The Setup: AI Persona Generator API

AI Persona Generator exposes a REST endpoint at POST /api/v1/personas that takes a schema description and returns structured user records. Here's the minimal request shape:

{
  "personaCount": 20,
  "format": "json",
  "projectDescription": "A B2B SaaS project management tool with role-based access",
  "outputLanguage": "english",
  "schemaMode": "hybrid",
  "personalPrompt": false,
  "customFields": true,
  "enableAvatar": false,
  "fields": [
    {
      "id": "f1",
      "name": "role",
      "type": "Job Role",
      "description": "User's role in their organization",
      "values": ["admin", "editor", "viewer", "billing_manager"],
      "valueWeightPercent": [10, 40, 40, 10],
      "multi": false
    },
    {
      "id": "f2",
      "name": "subscription_tier",
      "type": "Subscription Tier",
      "description": "Account plan",
      "values": ["free", "pro", "enterprise"],
      "valueWeightPercent": [60, 30, 10],
      "multi": false
    }
  ]
}

The valueWeightPercent array is the part most tools miss. You're not asking for random data — you're asking for data with a realistic distribution. In most SaaS products, free users dramatically outnumber enterprise accounts. That ratio matters when you're testing pagination, billing logic, or any feature gated by tier.

Making the Request

You'll need an API key from your account settings. Here's a working curl call:

curl -X POST https://aipersonagen.com/api/v1/personas \
  -H "Content-Type: application/json" \
  -H "Authorization: Bearer YOUR_API_KEY" \
  -d '{
    "personaCount": 20,
    "format": "json",
    "projectDescription": "B2B SaaS project management tool",
    "outputLanguage": "english",
    "schemaMode": "hybrid",
    "personalPrompt": false,
    "customFields": true,
    "enableAvatar": false,
    "fields": [...]
  }'

The response comes back with a taskId. Generation is async for larger batches, so you poll the GET endpoint:

curl "https://aipersonagen.com/api/v1/personas?taskId=YOUR_TASK_ID" \
  -H "Authorization: Bearer YOUR_API_KEY"

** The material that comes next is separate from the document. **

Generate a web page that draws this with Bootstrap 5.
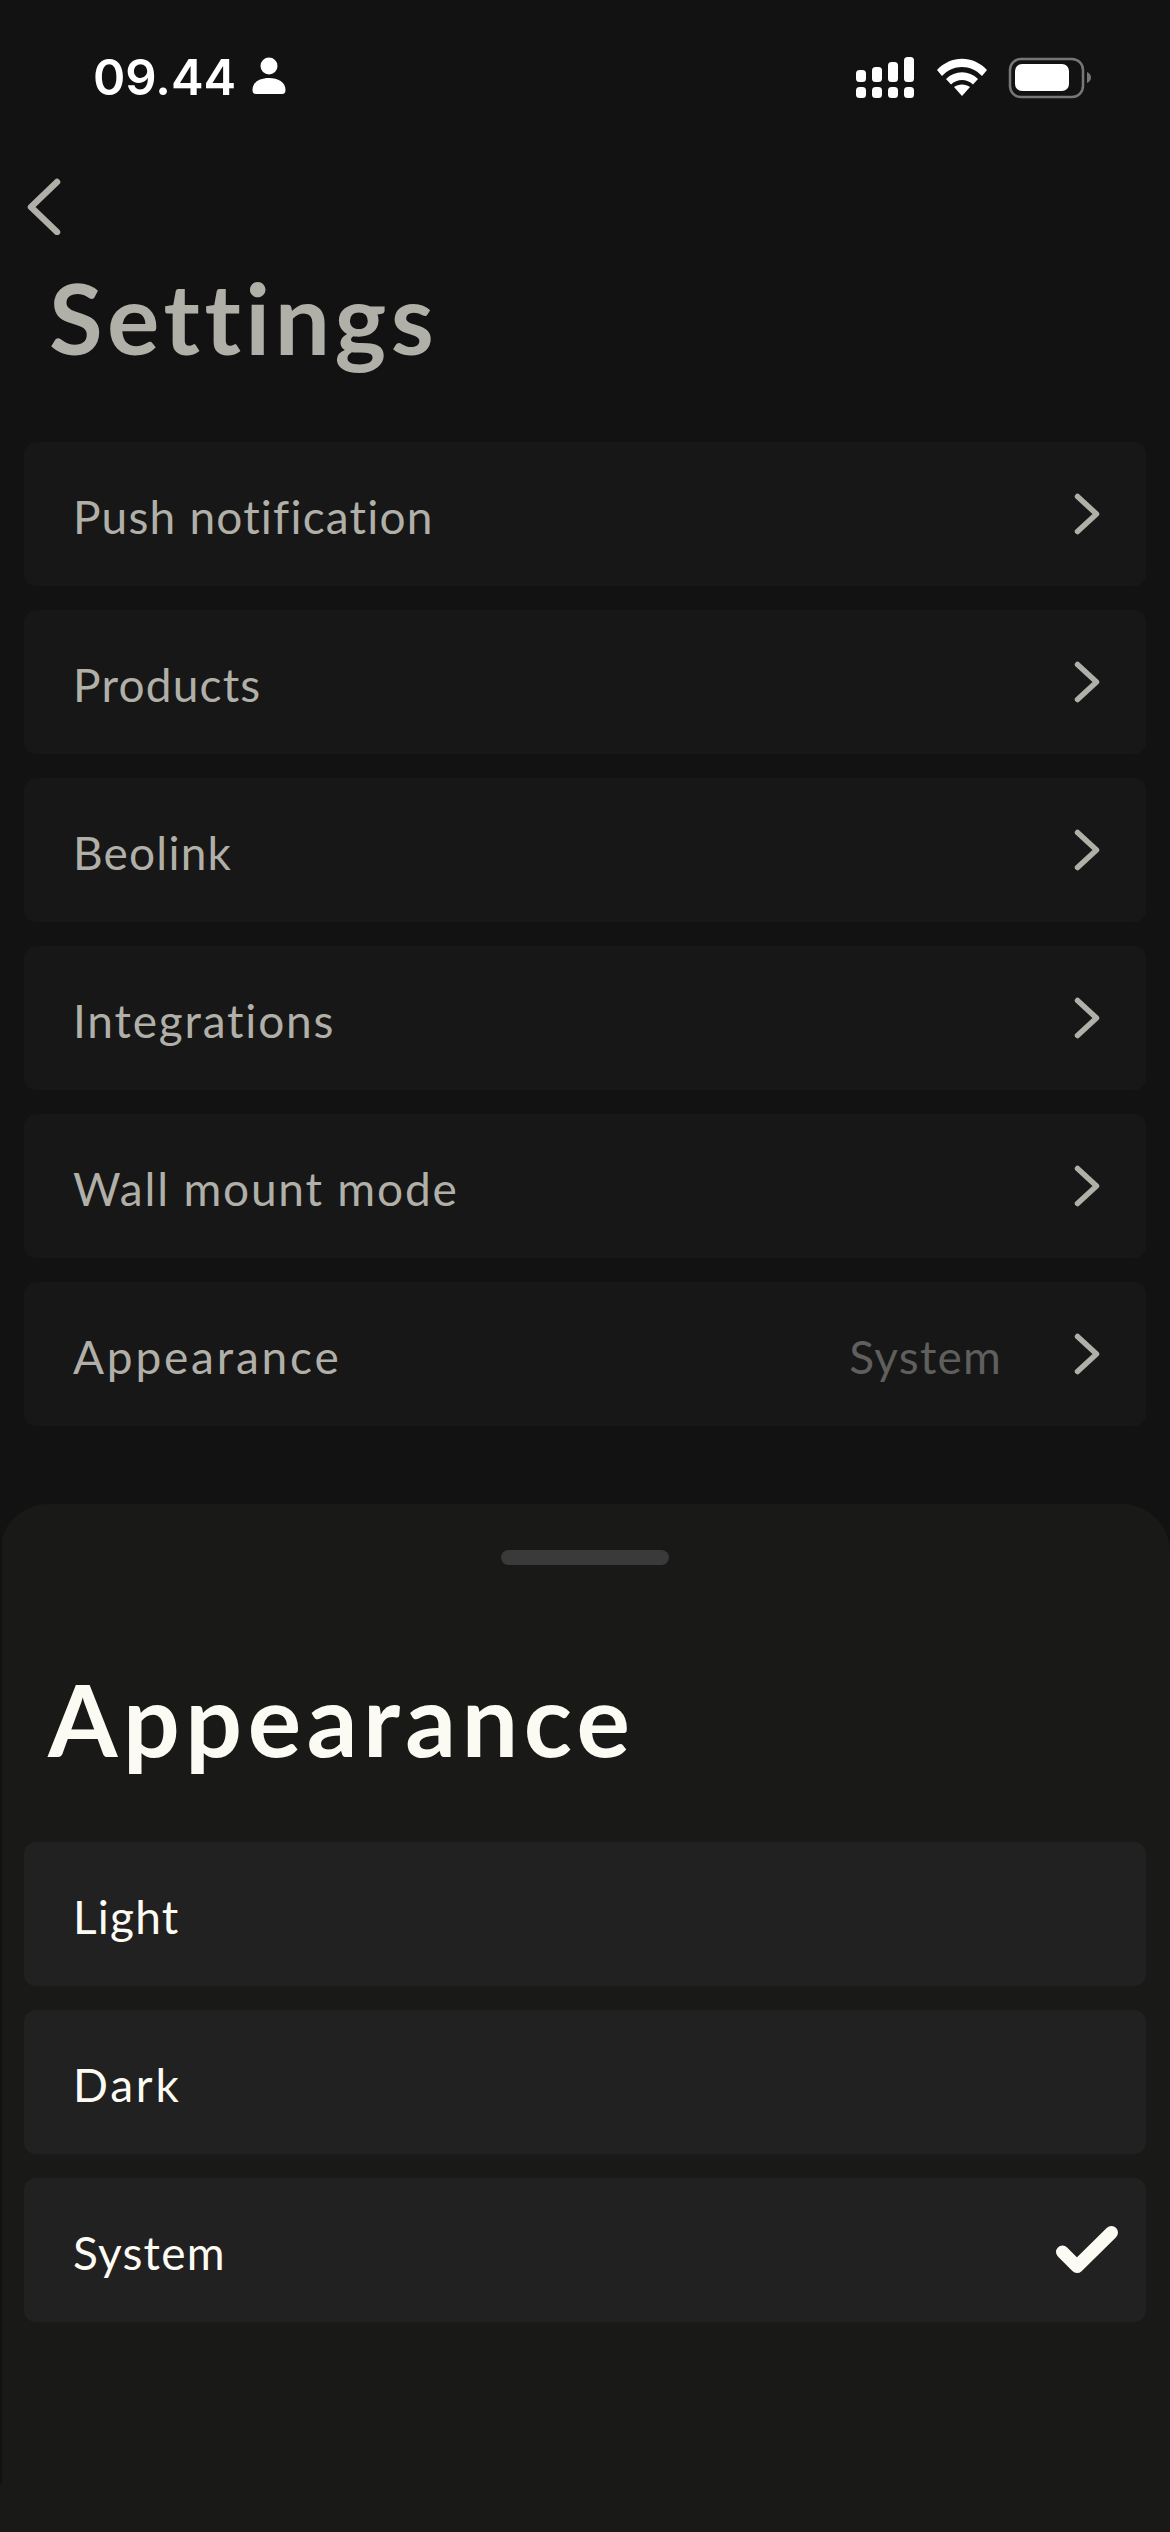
<!DOCTYPE html>
<html lang="en">
<head>
    <meta charset="UTF-8">
    <meta name="viewport" content="width=device-width, initial-scale=1.0">
    <title>Settings</title>
    <link href="https://cdn.jsdelivr.net/npm/bootstrap@5.3.0/dist/css/bootstrap.min.css" rel="stylesheet">
    <style>
        body {
            background-color: #111211;
            font-family: "Lato", "Liberation Sans", sans-serif;
        }
        .app-page {
            width: 1170px;
            height: 2532px;
            overflow: hidden;
        }
        .status-bar {
            height: 178px;
            padding: 57px 79px 0 93px;
        }
        .status-time {
            font-family: "Inter", "Liberation Sans", sans-serif;
            font-size: 49px;
            font-weight: 600;
            line-height: 42px;
            color: #fff;
        }
        .back-row {
            height: 57px;
            padding-left: 27px;
        }
        .page-title {
            font-size: 98px;
            font-weight: 700;
            line-height: 100px;
            letter-spacing: 4.5px;
            color: #b0afa8;
            margin: 32px 0 75px 49px;
        }
        .row-stack {
            gap: 24px;
            margin: 0 24px;
        }
        .setting-row {
            height: 144px;
            padding: 0 46px 0 49px;
            border: 0;
            border-radius: 12px !important;
            background-color: #171717;
            color: #b0afa8;
            font-size: 46px;
            letter-spacing: 1.2px;
            margin: 0 !important;
        }
        .row-label {
            padding-top: 5px;
        }
        .track-mid {
            letter-spacing: 1.8px;
        }
        .track-wide {
            letter-spacing: 2.8px;
        }
        .setting-value {
            color: #5f5f5d;
            margin-right: 72px;
        }
        .sheet {
            margin-top: 78px;
            background: linear-gradient(#111211, #111211) left top / 2px 980px no-repeat, #191918;
            border-radius: 48px 48px 0 0;
            padding-top: 46px;
        }
        .sheet-handle {
            width: 168px;
            height: 15px;
            border-radius: 8px;
            background-color: #3a3a3a;
        }
        .sheet-title {
            font-size: 100px;
            font-weight: 700;
            line-height: 100px;
            letter-spacing: 5.6px;
            color: #fcfbf3;
            margin: 103px 0 74px 48px;
        }
        .sheet .setting-row {
            background-color: #212121;
            color: #fcfbf3;
        }
        .sheet .check-row {
            padding-right: 26px;
        }
    </style>
</head>
<body>
    <div class="app-page d-flex flex-column">
        <div class="status-bar d-flex justify-content-between align-items-start">
            <div class="d-flex align-items-start gap-3">
                <span class="status-time">09.44</span>
                <svg width="34" height="38" viewBox="0 0 34 38" fill="#fff"><circle cx="17" cy="9" r="8.5"/><path d="M0.5 33C0.5 25 8 21 17 21s16.5 4 16.500 12c0 2.500-1 4-3.500 4H4c-2.500 0-3.500-1.500-3.500-4z"/></svg>
            </div>
            <svg width="235" height="42" viewBox="856 57 235 42">
                <g fill="#fff">
                    <rect x="856" y="70" width="10" height="12" rx="3.500"/>
                    <rect x="872" y="67" width="10" height="15" rx="3.500"/>
                    <rect x="888" y="62" width="10" height="20" rx="3.500"/>
                    <rect x="904" y="57" width="10" height="25" rx="3.500"/>
                    <rect x="856" y="87" width="10" height="11" rx="3.500"/>
                    <rect x="872" y="87" width="10" height="11" rx="3.500"/>
                    <rect x="888" y="87" width="10" height="11" rx="3.500"/>
                    <rect x="904" y="87" width="10" height="11" rx="3.500"/>
                    <path d="M962 96l-8-9c4.500-3.500 11.500-3.500 16 0z"/>
                    <path d="M937 70c14-15 36-15 50 0l-5 6c-11-12-29-12-40 0z"/>
                    <path d="M946 79c9-9 23-9 32 0l-5 5.500c-6-6-16-6-22 0z"/>
                    <rect x="1015" y="64" width="54" height="27" rx="7"/>
                </g>
                <rect x="1010" y="59" width="73" height="38" rx="11" fill="none" stroke="#777" stroke-width="2.500"/>
                <path d="M1087 72c2.500 1 4 3 4 5.500s-1.500 4.500-4 5.500z" fill="#777"/>
            </svg>
        </div>

        <div class="back-row">
            <svg width="36" height="57" viewBox="0 0 36 57" fill="none" stroke="#b0afa8" stroke-width="6.500" stroke-linecap="round" stroke-linejoin="round"><path d="M30 4L4 29L30 54"/></svg>
        </div>

        <h1 class="page-title">Settings</h1>

        <div class="list-group row-stack">
            <a class="list-group-item setting-row d-flex align-items-center justify-content-between"><span class="row-label">Push notification</span><svg width="26" height="42" viewBox="0 0 26 42" fill="none" stroke="#b0afa8" stroke-width="5.500" stroke-linecap="round" stroke-linejoin="round"><path d="M3.500 3.500L22.500 21L3.500 38.500"/></svg></a>
            <a class="list-group-item setting-row d-flex align-items-center justify-content-between"><span class="row-label">Products</span><svg width="26" height="42" viewBox="0 0 26 42" fill="none" stroke="#b0afa8" stroke-width="5.500" stroke-linecap="round" stroke-linejoin="round"><path d="M3.500 3.500L22.500 21L3.500 38.500"/></svg></a>
            <a class="list-group-item setting-row d-flex align-items-center justify-content-between"><span class="row-label">Beolink</span><svg width="26" height="42" viewBox="0 0 26 42" fill="none" stroke="#b0afa8" stroke-width="5.500" stroke-linecap="round" stroke-linejoin="round"><path d="M3.500 3.500L22.500 21L3.500 38.500"/></svg></a>
            <a class="list-group-item setting-row d-flex align-items-center justify-content-between"><span class="row-label track-mid">Integrations</span><svg width="26" height="42" viewBox="0 0 26 42" fill="none" stroke="#b0afa8" stroke-width="5.500" stroke-linecap="round" stroke-linejoin="round"><path d="M3.500 3.500L22.500 21L3.500 38.500"/></svg></a>
            <a class="list-group-item setting-row d-flex align-items-center justify-content-between"><span class="row-label track-mid">Wall mount mode</span><svg width="26" height="42" viewBox="0 0 26 42" fill="none" stroke="#b0afa8" stroke-width="5.500" stroke-linecap="round" stroke-linejoin="round"><path d="M3.500 3.500L22.500 21L3.500 38.500"/></svg></a>
            <a class="list-group-item setting-row d-flex align-items-center"><span class="row-label track-wide me-auto">Appearance</span><span class="row-label setting-value">System</span><svg width="26" height="42" viewBox="0 0 26 42" fill="none" stroke="#b0afa8" stroke-width="5.500" stroke-linecap="round" stroke-linejoin="round"><path d="M3.500 3.500L22.500 21L3.500 38.500"/></svg></a>
        </div>

        <div class="sheet flex-grow-1">
            <div class="sheet-handle mx-auto"></div>
            <h2 class="sheet-title">Appearance</h2>
            <div class="list-group row-stack">
                <a class="list-group-item setting-row d-flex align-items-center"><span class="row-label">Light</span></a>
                <a class="list-group-item setting-row d-flex align-items-center"><span class="row-label track-wide">Dark</span></a>
                <a class="list-group-item setting-row check-row d-flex align-items-center justify-content-between"><span class="row-label">System</span><svg width="64" height="48" viewBox="0 0 64 48" fill="none" stroke="#fcfbf3" stroke-width="13" stroke-linecap="round" stroke-linejoin="round"><path d="M6.500 26L21 40.500L55.500 6.500"/></svg></a>
            </div>
        </div>
    </div>
    <script src="https://cdn.jsdelivr.net/npm/bootstrap@5.3.0/dist/js/bootstrap.bundle.min.js"></script>
</body>
</html>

When success is true, the data field contains a JSON string of your generated records.

Wiring It Into a Seed Script

Here's a Node.js seed script that generates users and inserts them into a PostgreSQL database using pg:

const { Client } = require('pg');

async function generatePersonas(apiKey, payload) {
  const res = await fetch('https://aipersonagen.com/api/v1/personas', {
    method: 'POST',
    headers: {
      'Content-Type': 'application/json',
      'Authorization': `Bearer ${apiKey}`,
    },
    body: JSON.stringify(payload),
  });
  const { taskId } = await res.json();

  // Poll until complete (simple version — add timeout in production)
  while (true) {
    await new Promise(r => setTimeout(r, 2000));
    const poll = await fetch(
      `https://aipersonagen.com/api/v1/personas?taskId=${taskId}`,
      { headers: { 'Authorization': `Bearer ${apiKey}` } }
    );
    const result = await poll.json();
    if (result.success) return JSON.parse(result.data);
  }
}

async function seed() {
  const client = new Client({ connectionString: process.env.DATABASE_URL });
  await client.connect();

  const personas = await generatePersonas(process.env.AI_PERSONA_API_KEY, {
    personaCount: 50,
    format: 'json',
    projectDescription: 'B2B SaaS project management tool with role-based access',
    outputLanguage: 'english',
    schemaMode: 'hybrid',
    personalPrompt: false,
    customFields: true,
    enableAvatar: false,
    fields: [
      {
        id: 'f1', name: 'role', type: 'Job Role',
        description: 'User role in organization',
        values: ['admin', 'editor', 'viewer', 'billing_manager'],
        valueWeightPercent: [10, 40, 40, 10], multi: false
      },
      {
        id: 'f2', name: 'subscription_tier', type: 'Subscription Tier',
        description: 'Account plan',
        values: ['free', 'pro', 'enterprise'],
        valueWeightPercent: [60, 30, 10], multi: false
      }
    ]
  });

  for (const p of personas) {
    await client.query(
      `INSERT INTO users (full_name, email, role, subscription_tier)
       VALUES ($1, $2, $3, $4)
       ON CONFLICT (email) DO NOTHING`,
      [p.full_name, p.email, p.role, p.subscription_tier]
    );
  }

  console.log(`Seeded ${personas.length} users.`);
  await client.end();
}

seed().catch(console.error);

Add it to your package.json scripts and you have npm run seed generating fresh, schema-accurate data every time.

Using It in Jest / Vitest Tests

If you prefer inline test data rather than a pre-seeded database, the same API works as a test fixture factory. A helper like this keeps tests clean:

// test-helpers/persona-factory.js
let cachedPersonas = null;

export async function getTestPersonas(count = 10) {
  if (cachedPersonas) return cachedPersonas.slice(0, count);
  // ... same fetch + poll logic as above
  cachedPersonas = result;
  return cachedPersonas.slice(0, count);
}

Cache the result across your test suite so you're not making API calls on every test run. Generate once per CI run, store in a temp file, and reuse.

What This Doesn't Replace

To be direct: this approach is best for integration tests and staging environments, not unit tests. If you're testing a function that formats a name, you don't need AI-generated personas — a few hardcoded strings are faster and more predictable.

Where it earns its keep is anywhere your test quality depends on data variety: permission logic, billing edge cases, internationalization, search and filtering, or any feature where the realistic distribution of user attributes actually matters for catching bugs before production does.